Alexander Zverev settled some early nerves before beating Spain’s Alejandro Davidovich Fokina 6-4 6-1 6-1 to reach the semi-final of the French Open for the first time on Tuesday.
After his frustration wore off following an early argument with chair umpire Alison Hughes over a line call, Zverev clicked into gear while an increasingly despondent Fokina wavered.
Sixth seed Zverev, the first German to reach the last four at Roland Garros since Michael Stich in 1996, was simply too good for the world No. 46, who managed to hold serve only three times for his first appearance on court Philippe Chatrier.

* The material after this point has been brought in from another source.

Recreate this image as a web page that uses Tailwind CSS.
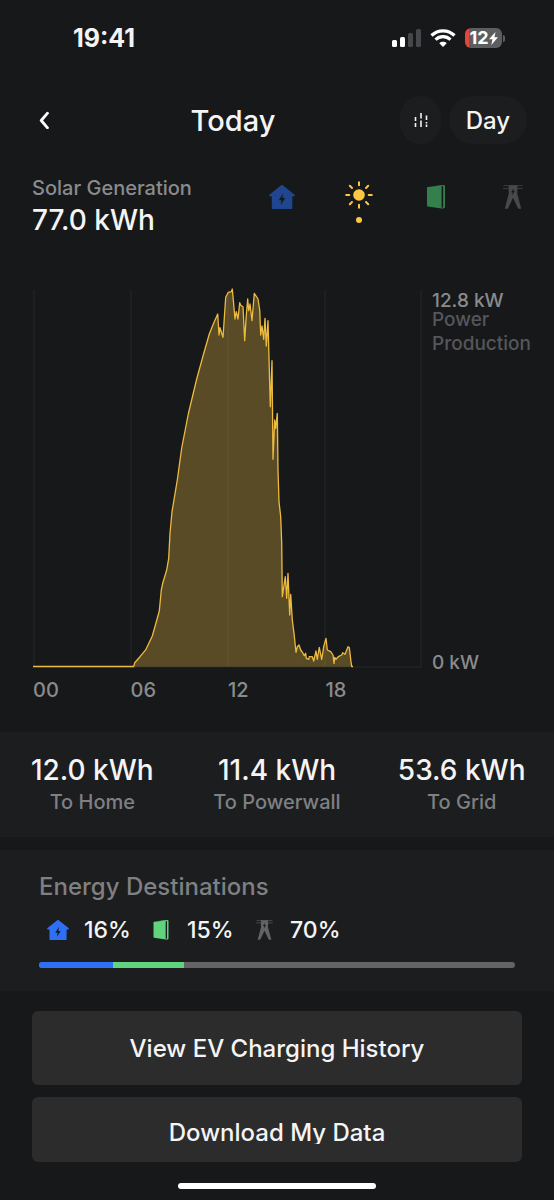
<!DOCTYPE html>
<html lang="en">
<head>
<meta charset="utf-8">
<meta name="viewport" content="width=device-width, initial-scale=1">
<title>Solar Generation</title>
<script src="https://cdn.jsdelivr.net/npm/@tailwindcss/browser@4"></script>
</head>
<body class="min-h-screen bg-[#17181a] font-['Inter',sans-serif] font-medium text-[#f4f4f5]">
<svg class="hidden" aria-hidden="true">
  <symbol id="home" viewBox="0 0 26 24"><path fill="currentColor" fill-rule="evenodd" d="M12.1.3a1.5 1.5 0 0 1 1.8 0L25.6 9.700c.7.6.4 1.600-.5 1.600H23.300V23.500c0 .3-.2.5-.5.5H3.300c-.3 0-.5-.2-.5-.5V11.300H.9c-.9 0-1.200-1-.5-1.600zM14.100 8.500 9.700 15.300h2.800l-.8 4.700 4.600-6.900h-2.900z"/></symbol>
  <symbol id="powerwall" viewBox="0 0 18 24"><path fill="currentColor" d="M.8 2 14.600.6V23.400L.8 21.400Q0 21.200 0 20.500V2.900Q0 2.100.8 2z"/><path fill="currentColor" d="M3 1.500 16.400 0Q18 0 18 1.200V22.100Q18 23.100 16.500 23.400L14.200 23.600 15.700 22.400Q16.200 22 16.200 21.300V2Q16.200 1.100 15.200 1.100z"/></symbol>
  <symbol id="grid" viewBox="0 0 20 24"><path stroke="currentColor" stroke-width=".9" stroke-opacity=".8" fill="none" d="M.5.700H19.500M0 3.500H6M14 3.500H20"/><path fill="currentColor" fill-rule="evenodd" d="M5.600.2H14.400L14.200 8.600 18.200 23.800H15.200L10 12.800 4.800 23.800H1.800L5.800 8.600zM10.700 3.300 8.100 7.300H9.700L9.200 10.200 11.900 6H10.200z"/></symbol>
</svg>
<div class="flex min-h-screen flex-col">

  <div class="flex h-[76px] items-center justify-between pr-[49px] pl-[73px]">
    <span class="text-[25px] leading-7 font-bold">19:41</span>
    <div class="flex items-center gap-[9px]">
      <svg class="h-[18px] w-[29px]" viewBox="0 0 29 18" aria-label="Signal"><rect y="11" width="5" height="7" rx="1.500" fill="#fff"/><rect x="8" y="8" width="5" height="10" rx="1.500" fill="#fff"/><rect x="16" y="4" width="5" height="14" rx="1.500" fill="#46474a"/><rect x="24" y="0" width="5" height="18" rx="1.500" fill="#46474a"/></svg>
      <svg class="h-[18px] w-[26px]" viewBox="0 0 26 18" fill="none" stroke="#fff" aria-label="Wi-Fi"><path stroke-width="3.300" d="M1.500 6.500C8 .2 18 .2 24.500 6.500"/><path stroke-width="3.200" d="M5.500 10.700c4.300-4 10.700-4 15 0"/><path fill="#fff" stroke="none" d="M13 18 9.300 14.200c2-1.900 5.400-1.900 7.400 0z"/></svg>
      <div class="flex items-center gap-px">
        <div class="flex h-5 w-[37px] items-center justify-center overflow-hidden rounded-[6px] bg-linear-to-r from-[#e5453b] from-12% to-[#5d5e60] to-12% text-[18px] leading-5 font-bold text-white">
          <span>12</span>
          <svg class="h-[13px] w-[9px]" viewBox="0 0 9 13" fill="#fff"><path d="M6.500 0 0 7.300h3.500L2.300 13 9 5.300H5.400z"/></svg>
        </div>
        <div class="h-[7px] w-[2px] rounded-r-full bg-[#5d5e60]"></div>
      </div>
    </div>
  </div>

  <header class="mt-5 flex h-12 items-center justify-between pr-[27px] pl-[32px]">
    <button class="flex h-10 w-6 items-center justify-center" aria-label="Back">
      <svg class="h-[18px] w-3" viewBox="0 0 12 18" fill="none" stroke="#fff" stroke-width="2.800" stroke-linecap="round" stroke-linejoin="round"><path d="M9.500 2.200 3.200 9.500l6.300 7.300"/></svg>
    </button>
    <h1 class="pt-[2px] pl-[10px] text-[29px] leading-9">Today</h1>
    <div class="flex justify-end gap-2">
      <button class="flex h-12 w-[41px] items-center justify-center rounded-full bg-[#1c1d1f]" aria-label="Compare">
        <svg class="h-4 w-[14px]" viewBox="0 0 14 16" stroke="#f4f4f5" stroke-width="1.600" fill="none"><path d="M1.500 5v4M1.500 11v4M7 1v5.500M7 8.500V15M12.500 3.500V8M12.500 10v1.500M12.500 12.500V15"/></svg>
      </button>
      <button class="h-12 w-[78px] rounded-full bg-[#1c1d1f] pt-[2px] text-[24px] leading-8">Day</button>
    </div>
  </header>

  <section class="mt-8 flex h-14 items-start justify-between pr-[3px] pl-[32px]">
    <div>
      <h2 class="text-[20px] leading-6 text-[#8a8b8d]">Solar Generation</h2>
      <p class="mt-[2px] text-[28px] leading-9">77.0 kWh</p>
    </div>
    <nav class="flex">
      <button class="flex h-[50px] w-[77px] flex-col items-center" aria-label="Home"><svg class="mt-[9px] h-6 w-[26px] text-[#20468f]"><use href="#home"/></svg></button>
      <button class="flex h-[50px] w-[77px] flex-col items-center gap-2" aria-label="Solar">
        <svg class="mt-[5px] h-[28px] w-[28px]" viewBox="-14 -14 28 28" stroke="#fdc743" stroke-width="2" stroke-linecap="round"><circle r="5.800" fill="#fdc743" stroke="none"/><path d="M0-9.700V-12.800M0 9.700V12.800M-9.700 0H-12.800M9.700 0H12.800M-7-7-9.200-9.200M7-7 9.200-9.200M-7 7-9.200 9.200M7 7 9.200 9.200"/></svg>
        <span class="size-[6px] shrink-0 rounded-full bg-[#fdc743]"></span>
      </button>
      <button class="flex h-[50px] w-[77px] flex-col items-center" aria-label="Powerwall"><svg class="mt-[9px] h-6 w-[18px] text-[#357f4d]"><use href="#powerwall"/></svg></button>
      <button class="flex h-[50px] w-[77px] flex-col items-center" aria-label="Grid"><svg class="mt-[9px] h-6 w-5 text-[#48494a]"><use href="#grid"/></svg></button>
    </nav>
  </section>

  <section class="mt-14 flex h-[380px] gap-[9px] pl-[33px]">
    <svg class="h-full min-w-0 flex-1" viewBox="33 288 390 380" preserveAspectRatio="none" role="img" aria-label="Power production over the day">
      <path stroke="#1e1f21" stroke-width="2" d="M34 290V667M131 290V667M228 290V667M325 290V667M421 290V667M34 667H422"/>
      <path fill="#fdc743" fill-opacity=".29" stroke="none" d="M133.700 666.700 134.700 662.700 140 656.700 146 649.300 152.300 636 155.700 624 159.300 611 161.300 590 162.700 583.300 166.700 570 168.700 558.300 170 533.300 172 511.700 177.300 480 181.700 448 188.300 414 196.700 379 203.300 355 209.300 334 213.300 324 217.700 314 219 335 220 327.700 223 337.300 225.700 297.300 228.300 292.300 231.300 291.700 232.300 289 233.300 300 235 319 236.300 311.700 238 319 239.700 302.700 240.700 305.300 243 306.700 244.700 340.700 246.300 315 247.700 299 248.700 310.700 250 304 252 320.700 254.300 293.300 258 299 259.700 310 260.700 335 262 326 263.700 339.300 265 318.300 266.300 346 268 320.700 270.300 406.700 272 360.700 273 459.300 274.700 420 275.700 428.300 277.300 413.300 278 470 279 501.700 280.700 516.700 281.700 543.300 282.300 596.700 285.300 576.700 286.700 598.300 288 573.300 289.700 615 290.700 594.300 292.300 620 294 633.300 296 652.300 297.300 646.700 299 645 300.700 650 302.700 652.700 304.300 655.700 305.700 653.300 306.300 658.300 308.700 659.300 309.300 656.700 312.300 656.700 313.700 661 316 651 317.300 659.300 319.300 647.300 321.700 659.300 323.700 646.700 326 638.300 327.300 650 330.700 651.700 333 655 334 663.300 334.700 657.300 336 659.300 338.300 656.700 341.700 655 342.700 652.700 345 654.300 348 646.700 349.300 647.700 351 661.700 351.700 666.700z"/>
      <path fill="none" stroke="#edbb40" stroke-width="1.300" stroke-linejoin="round" d="M33 666.500 133.700 666.500 134.700 662.700 140 656.700 146 649.300 152.300 636 155.700 624 159.300 611 161.300 590 162.700 583.300 166.700 570 168.700 558.300 170 533.300 172 511.700 177.300 480 181.700 448 188.300 414 196.700 379 203.300 355 209.300 334 213.300 324 217.700 314 219 335 220 327.700 223 337.300 225.700 297.300 228.300 292.300 231.300 291.700 232.300 289 233.300 300 235 319 236.300 311.700 238 319 239.700 302.700 240.700 305.300 243 306.700 244.700 340.700 246.300 315 247.700 299 248.700 310.700 250 304 252 320.700 254.300 293.300 258 299 259.700 310 260.700 335 262 326 263.700 339.300 265 318.300 266.300 346 268 320.700 270.300 406.700 272 360.700 273 459.300 274.700 420 275.700 428.300 277.300 413.300 278 470 279 501.700 280.700 516.700 281.700 543.300 282.300 596.700 285.300 576.700 286.700 598.300 288 573.300 289.700 615 290.700 594.300 292.300 620 294 633.300 296 652.300 297.300 646.700 299 645 300.700 650 302.700 652.700 304.300 655.700 305.700 653.300 306.300 658.300 308.700 659.300 309.300 656.700 312.300 656.700 313.700 661 316 651 317.300 659.300 319.300 647.300 321.700 659.300 323.700 646.700 326 638.300 327.300 650 330.700 651.700 333 655 334 663.300 334.700 657.300 336 659.300 338.300 656.700 341.700 655 342.700 652.700 345 654.300 348 646.700 349.300 647.700 351 661.700 351.700 666.500H353"/>
    </svg>
    <div class="flex w-[122px] flex-col justify-between text-[19px] text-[#8a8b8d]">
      <div class="pt-[6px]">
        <p class="leading-[14px]">12.8 kW</p>
        <p class="leading-6 text-[#55565a]">Power<br>Production</p>
      </div>
      <p class="leading-[10px]">0 kW</p>
    </div>
  </section>

  <div class="mt-[10px] flex h-6 pr-[131px] pl-[33px] text-[20px] leading-6 text-[#8a8b8d]">
    <span class="flex-1">00</span><span class="flex-1">06</span><span class="flex-1">12</span><span class="flex-1">18</span>
  </div>

  <section class="mt-[30px] grid h-[105px] grid-cols-3 bg-[#1c1d1f] pt-5 text-center">
    <div><p class="text-[28px] leading-9">12.0 kWh</p><p class="text-[20px] leading-7 text-[#7f8082]">To Home</p></div>
    <div><p class="text-[28px] leading-9">11.4 kWh</p><p class="text-[20px] leading-7 text-[#7f8082]">To Powerwall</p></div>
    <div><p class="text-[28px] leading-9">53.6 kWh</p><p class="text-[20px] leading-7 text-[#7f8082]">To Grid</p></div>
  </section>

  <section class="mt-[13px] h-[141px] bg-[#1c1d1f] px-[39px] pt-[21px]">
    <h2 class="text-[24px] leading-8 text-[#7f8082]">Energy Destinations</h2>
    <div class="mt-[11px] flex pl-[5px] text-[23px] leading-8">
      <div class="flex w-[103px] items-center gap-3"><span class="flex w-7 justify-center"><svg class="h-5 w-[22px] text-[#2f6ff5]"><use href="#home"/></svg></span>16%</div>
      <div class="flex w-[103px] items-center gap-3"><span class="flex w-7 justify-center"><svg class="h-5 w-4 text-[#61d27e]"><use href="#powerwall"/></svg></span>15%</div>
      <div class="flex w-[103px] items-center gap-3"><span class="flex w-7 justify-center"><svg class="h-5 w-[17px] text-[#626365]"><use href="#grid"/></svg></span>70%</div>
    </div>
    <div class="mt-4 flex h-[6px] overflow-hidden rounded-full bg-[#646465]">
      <div class="bg-[#2f6ff5]" style="width:15.6%"></div>
      <div class="bg-[#61d27e]" style="width:14.8%"></div>
    </div>
  </section>

  <div class="mt-5 flex flex-col gap-3 px-8 text-[24px]">
    <button class="h-[74px] rounded-md bg-[#2c2c2d] pt-[2px] leading-8">View EV Charging History</button>
    <button class="flex h-[65px] items-center justify-center rounded-md bg-[#2c2c2d] pt-[6px]"><span class="block overflow-hidden leading-[22px]">Download My Data</span></button>
  </div>
  <div class="mx-auto mt-[21px] h-[6px] w-[198px] rounded-full bg-white"></div>
</div>
</body>
</html>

Zverev will face either Greek fifth seed Stefanos Tsitsipas or world No. 2 Daniil Medvedev of Russia.
“Obviously it’s very nice to be in the semi-finals but that doesn’t satisfy me. I’ve been playing better and better and now we’ll see what happens next,” said Zverev.
Having been knocked out in the quarter-finals twice before, by Dominic Thiem and Novak Djokovic, Zverev stood a better chance against the lower-ranked Fokina.
The Spaniard, however, signalled his intentions by breaking in the first game, moving his opponent around and mixing it with drop shots.
Zverev broke straight back but looked out of sorts when the chair umpire corrected him on a line call, denying him another break.
Fokina, however, struggled with his service games as Zverev’s confidence grew.
Hitting winner after winner while his 21-year-old opponent failed to keep the ball on court, Zverev raced to a routine win as he claimed his 15th consecutive set in Paris.